Exercise instructions:
Which lines hold the string "React"? Copy every one of them.

Dataset excerpt:
* begin *

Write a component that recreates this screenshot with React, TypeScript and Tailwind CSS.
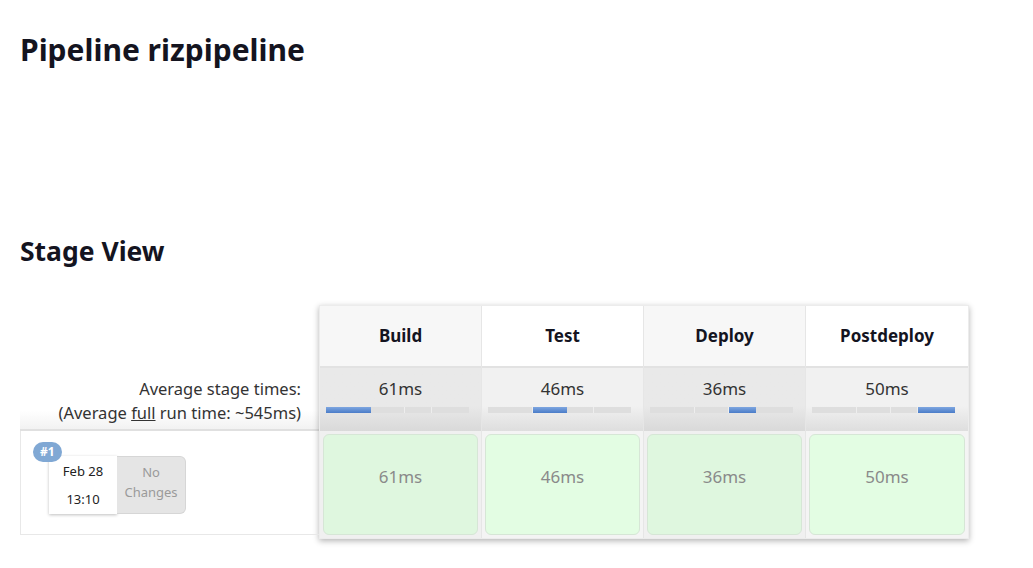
import React from 'react';

const stages = [
  { name: 'Build', ms: 61 },
  { name: 'Test', ms: 46 },
  { name: 'Deploy', ms: 36 },
  { name: 'Postdeploy', ms: 50 },
];

const total = stages.reduce((s, x) => s + x.ms, 0);

function TimeBar({ active }: { active: number }) {
  return (
    <div className="flex h-[6px] w-[143px] ml-[6px]">
      {stages.map((s, i) => (
        <div
          key={s.name}
          className={
            i === active
              ? 'h-full bg-gradient-to-b from-[#7ea6e0] to-[#4a7cc8]'
              : 'h-full bg-[#dedede] border-r border-[#eeeeee] last:border-r-0'
          }
          style={{ width: `${(s.ms / total) * 100}%` }}
        />
      ))}
    </div>
  );
}

export default function App() {
  return (
    <div className="min-h-screen bg-white px-5 text-[#14141f] font-['Noto_Sans',sans-serif]">
      <h1 className="pt-[30px] text-[30px] font-bold leading-[40px]">Pipeline rizpipeline</h1>

      <h2 className="mt-[163px] text-[26.5px] font-bold leading-[36px]">Stage View</h2>

      <div className="mt-[36px] flex">
        {/* left column */}
        <div className="w-[299px] flex flex-col">
          <div className="h-[63px]" />
          <div className="h-[63px] flex flex-col justify-center items-end pt-[4px] pr-[18px] text-[16.5px] leading-[24px] text-[#333] bg-gradient-to-b from-white from-70% to-[#f2f2f2] border-b-2 border-[#e0e0e0]">
            <div>Average stage times:</div>
            <div>
              (Average <span className="underline">full</span> run time: ~545ms)
            </div>
          </div>
          <div className="relative h-[104px] border-l border-b border-[#e8e8e8]">
            <div className="absolute left-[12px] top-[11px] z-10 h-[20px] px-[7px] rounded-full bg-[#80a8d4] text-white text-[12px] font-bold leading-[20px]">
              #1
            </div>
            <div className="flex ml-[28px] mt-[25px]">
              <div className="w-[68px] h-[58px] bg-white shadow-[0_1px_3px_rgba(0,0,0,0.25)] flex flex-col items-center justify-center gap-[8px] text-[13px] leading-[20px] text-[#222]">
                <div>Feb 28</div>
                <div>13:10</div>
              </div>
              <div className="w-[69px] h-[58px] bg-[#e5e5e5] border border-l-0 border-[#d6d6d6] rounded-r-[6px] flex flex-col items-center justify-center text-[13px] leading-[20px] text-[#9a9a9a]">
                <div className="-mt-[6px]">No</div>
                <div>Changes</div>
              </div>
            </div>
          </div>
        </div>

        {/* stage table */}
        <div className="flex shadow-[0_2px_6px_rgba(0,0,0,0.3)] border border-[#ececec]">
          {stages.map((s, i) => {
            const odd = i % 2 === 0;
            return (
              <div key={s.name} className="w-[162px] flex flex-col border-r border-[#e6e6e6] last:border-r-0">
                <div
                  className={
                    'h-[62px] flex items-center justify-center text-[17px] font-bold border-b-2 border-[#e2e2e2] ' +
                    (odd ? 'bg-[#f7f7f7]' : 'bg-white')
                  }
                >
                  {s.name}
                </div>
                <div
                  className={
                    'h-[63px] flex flex-col pt-[9px] ' +
                    (odd
                      ? 'bg-gradient-to-b from-[#e9e9e9] from-60% to-[#d9d9d9]'
                      : 'bg-gradient-to-b from-[#f1f1f1] from-60% to-[#dedede]')
                  }
                >
                  <div className="text-center text-[17px] leading-[24px] text-[#333]">{s.ms}ms</div>
                  <div className="mt-[6px] w-full">
                    <TimeBar active={i} />
                  </div>
                </div>
                <div className={'h-[107px] p-[3px] ' + (odd ? 'bg-[#f0f0f0]' : 'bg-[#f4f4f4]')}>
                  <div
                    className={
                      'h-full rounded-[6px] border border-[#d6e6d6] flex items-center justify-center text-[17px] text-[#8a8a8a] ' +
                      (odd ? 'bg-[#dff7df]' : 'bg-[#e3fde3]')
                    }
                  >
                    <span className="-mt-[16px]">{s.ms}ms</span>
                  </div>
                </div>
              </div>
            );
          })}
        </div>
      </div>
    </div>
  );
}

* end *

Answer to the exercise:
Write a component that recreates this screenshot with React, TypeScript and Tailwind CSS.
import React from 'react';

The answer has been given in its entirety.